The ACCA Program has now completed its third year. The program has supported activities in 165 cities, in 19 countries. This very wide reach in such a short period of time has been a kind of region- wide experiment, and the experiment has proved already that urban poor communities and their development partners in all these cities are ready to address citywide problems and citywide development together. The program has demonstrated a new kind of development intervention, for the more open, democratic world we now live in, in which the poor have the freedom to decide things and manage their own development. In this model, instead of being seen as the problem or the passive recipients of somebody else’s idea of what they need, the poor themselves become the doers and the deliverers of solutions to the huge problems of urban poverty, land and housing in Asian cities.

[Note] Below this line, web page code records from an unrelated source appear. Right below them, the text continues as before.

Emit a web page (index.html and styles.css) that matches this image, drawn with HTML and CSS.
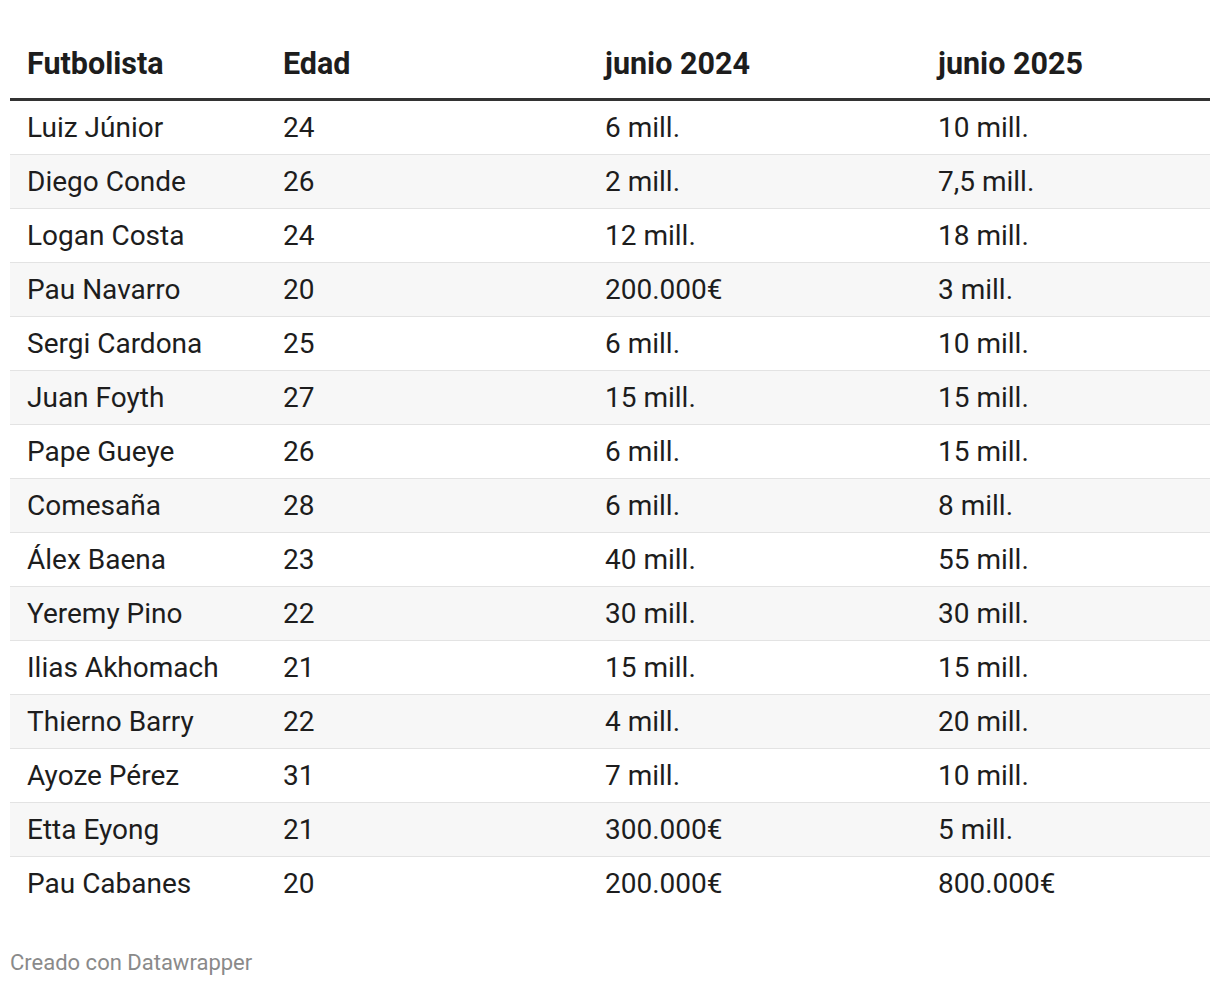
FILE: index.html
```html
<!DOCTYPE html>
<html lang="es">
<head>
<meta charset="utf-8">
<title>Tabla</title>
<link rel="stylesheet" href="styles.css">
</head>
<body>
<div class="wrap">
<table class="tbl">
<thead>
<tr><th class="c1">Futbolista</th><th class="c2">Edad</th><th class="c3">junio 2024</th><th class="c4">junio 2025</th></tr>
</thead>
<tbody>
<tr><td>Luiz Júnior</td><td>24</td><td>6 mill.</td><td>10 mill.</td></tr>
<tr><td>Diego Conde</td><td>26</td><td>2 mill.</td><td>7,5 mill.</td></tr>
<tr><td>Logan Costa</td><td>24</td><td>12 mill.</td><td>18 mill.</td></tr>
<tr><td>Pau Navarro</td><td>20</td><td>200.000€</td><td>3 mill.</td></tr>
<tr><td>Sergi Cardona</td><td>25</td><td>6 mill.</td><td>10 mill.</td></tr>
<tr><td>Juan Foyth</td><td>27</td><td>15 mill.</td><td>15 mill.</td></tr>
<tr><td>Pape Gueye</td><td>26</td><td>6 mill.</td><td>15 mill.</td></tr>
<tr><td>Comesaña</td><td>28</td><td>6 mill.</td><td>8 mill.</td></tr>
<tr><td>Álex Baena</td><td>23</td><td>40 mill.</td><td>55 mill.</td></tr>
<tr><td>Yeremy Pino</td><td>22</td><td>30 mill.</td><td>30 mill.</td></tr>
<tr><td>Ilias Akhomach</td><td>21</td><td>15 mill.</td><td>15 mill.</td></tr>
<tr><td>Thierno Barry</td><td>22</td><td>4 mill.</td><td>20 mill.</td></tr>
<tr><td>Ayoze Pérez</td><td>31</td><td>7 mill.</td><td>10 mill.</td></tr>
<tr><td>Etta Eyong</td><td>21</td><td>300.000€</td><td>5 mill.</td></tr>
<tr><td>Pau Cabanes</td><td>20</td><td>200.000€</td><td>800.000€</td></tr>
</tbody>
</table>
<div class="foot">Creado con Datawrapper</div>
</div>
</body>
</html>
```
FILE: styles.css
```css
html, body {
  margin: 0;
  padding: 0;
  background: #fff;
}
body {
  font-family: Roboto, "Liberation Sans", sans-serif;
  color: #1d1d1d;
}
.wrap {
  padding: 34px 10px 0 10px;
}
.tbl {
  width: 1200px;
  border-collapse: collapse;
  table-layout: fixed;
}
.c1 { width: 256px; }
.c2 { width: 322px; }
.c3 { width: 333px; }
.c4 { width: 289px; }
.tbl th {
  text-align: left;
  font-weight: 700;
  font-size: 30.5px;
  line-height: 60px;
  height: 64px;
  padding: 0 0 4px 17px;
  border-bottom: 3px solid #333;
  vertical-align: middle;
  box-sizing: border-box;
  color: #1d1d1d;
}
.tbl td {
  font-size: 28px;
  height: 53px;
  padding: 1px 0 0 17px;
  border-bottom: 1px solid #e3e3e3;
  vertical-align: middle;
  line-height: 52px;
  white-space: nowrap;
  box-sizing: border-box;
}
.tbl tbody tr:nth-child(even) td {
  background: #f7f7f7;
}
.tbl tbody tr:last-child td {
  border-bottom: none;
}
.foot {
  margin-top: 41px;
  font-size: 22px;
  color: #8a8a8a;
  line-height: 24px;
}
```
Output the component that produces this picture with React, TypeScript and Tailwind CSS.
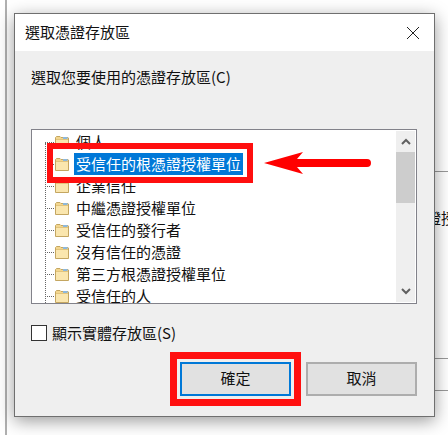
import { useState } from "react";

const stores = [
  "個人",
  "受信任的根憑證授權單位",
  "企業信任",
  "中繼憑證授權單位",
  "受信任的發行者",
  "沒有信任的憑證",
  "第三方根憑證授權單位",
  "受信任的人",
];

const FolderIcon = () => (
  <svg width="14" height="13" viewBox="0 0 14 13" className="shrink-0">
    <path d="M.5 12.5V1.5l1-1h3.5l1 1h7l.5.5v10.5z" fill="#f3d68e" stroke="#c4a661" />
    <path d="M8 1h4.5v2H8z" fill="#8db8dc" />
    <path d="M1 4h12v8H1z" fill="#fae6ae" />
    <path d="M1 3.5h12" stroke="#e2c47c" />
  </svg>
);

const Chevron = ({ up }: { up?: boolean }) => (
  <svg width="10" height="7" viewBox="0 0 10 7">
    <path d={up ? "M1 6l4-4 4 4" : "M1 1l4 4 4-4"} fill="none" stroke="#606060" strokeWidth="2" />
  </svg>
);

const App = () => {
  const [selected] = useState(1);

  return (
    <div className="relative h-[435px] w-[448px] overflow-hidden bg-white font-['Noto_Sans_CJK_TC','Noto_Sans',sans-serif] text-[15px] text-[#111]">
      {/* Window behind */}
      <div className="absolute left-[5px] top-0 h-full w-[2px] bg-[#b0b0b0]" />
      <div className="absolute left-[435px] top-[171px] h-px w-[13px] bg-[#999]" />
      <div className="absolute left-[435px] top-[358px] h-px w-[13px] bg-[#999]" />
      <div className="absolute left-[435px] top-[390px] h-px w-[13px] bg-[#999]" />
      <span className="absolute left-[426px] top-[208px] whitespace-nowrap leading-5">證授</span>

      {/* Dialog */}
      <div className="absolute left-[14px] top-[13px] flex h-[404px] w-[421px] flex-col border border-[#6f6f6f] bg-[#efefef] shadow-[0_4px_16px_rgba(0,0,0,0.4)]">
        <header className="flex h-[37px] items-center justify-between bg-white pl-[10px] pr-[14px]">
          <h1 className="pb-px font-normal">選取憑證存放區</h1>
          <svg width="14" height="14" viewBox="0 0 14 14">
            <path d="M1 1l12 12M13 1L1 13" stroke="#222" strokeWidth="1" fill="none" />
          </svg>
        </header>

        <div className="flex flex-1 flex-col pl-[16px] pr-[17px]">
          <p className="mt-[16px] leading-5">選取您要使用的憑證存放區(C)</p>

          {/* Store list */}
          <div className="mt-[42px] flex h-[175px] w-[386px] border border-[#82828a] bg-white">
            <div className="relative flex-1 overflow-hidden">
              <div className="absolute bottom-0 left-[13px] top-[13px] border-l border-dotted border-[#666]" />
              <ul className="mt-px pl-[13px]">
                {stores.map((store, i) => (
                  <li key={store} className="flex h-[22px] items-center">
                    <span className="mr-px w-[9px] border-t border-dotted border-[#666]" />
                    <FolderIcon />
                    <span
                      className={
                        i === selected
                          ? "ml-[5px] bg-[#0078d7] px-[2px] leading-[22px] whitespace-nowrap text-white"
                          : "ml-[7px] whitespace-nowrap"
                      }
                    >
                      {store}
                    </span>
                  </li>
                ))}
              </ul>
              {/* Callout box */}
              <div className="absolute left-[15px] top-[13px] h-[40px] w-[206px] border-[6px] border-[#ff0f0f]" />
              {/* Callout arrow */}
              <svg width="108" height="24" viewBox="0 0 108 24" className="absolute left-[232px] top-[21px]">
                <path d="M0 12L39 1l-6 7h70a4 4 0 0 1 0 8H33l6 7z" fill="#ff0000" />
              </svg>
            </div>
            <div className="my-px mr-px flex w-[19px] flex-col bg-[#efefef]">
              <div className="flex h-[21px] items-center justify-center">
                <Chevron up />
              </div>
              <div className="h-[51px] bg-[#cdcdcd]" />
              <div className="flex-1" />
              <div className="flex h-[21px] items-center justify-center">
                <Chevron />
              </div>
            </div>
          </div>

          <label className="mt-[18px] flex items-center gap-[5px]">
            <span className="h-[16px] w-[16px] border border-[#333] bg-white" />
            顯示實體存放區(S)
          </label>

          <div className="mt-[17px] flex justify-end gap-[15px]">
            <button className="relative h-[34px] w-[111px] border-2 border-[#0078d7] bg-[#e1e1e1]">
              確定
              <span className="absolute -inset-[12px] border-[7px] border-[#ff0f0f]" />
            </button>
            <button className="h-[34px] w-[111px] border-2 border-[#adadad] bg-[#e1e1e1]">取消</button>
          </div>
        </div>
      </div>
    </div>
  );
};

export default App;
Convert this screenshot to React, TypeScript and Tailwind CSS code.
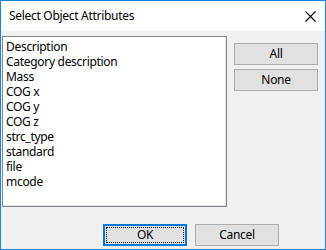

Here’s proof in 165 Asian cities that citywide slum upgrading works, when PEOPLE do itThe ACCA projects now underway are creating space to implement citywide upgrading at scale. In all these 165 cities, city-wide community surveys are being conducted, and these surveys are being used to identify, prioritise and plan settlement upgrading projects, which are then carried out by community people themselves, in partnership with their city governments. The 110 big housing projects approved so far have helped 20,000 urban poor families to get secure land and housing, and have also facilitated the creation of city development funds, which are now operating as new joint financial mechanisms in many of these cities. Small upgrading projects (like walkways, drains, toilets and water supply), which have been approved in 949 poor communities, are allowing poor people to collectively develop solutions to immediate problems they face and are leading to more active involvement within the communities and more collaboration with their local governments.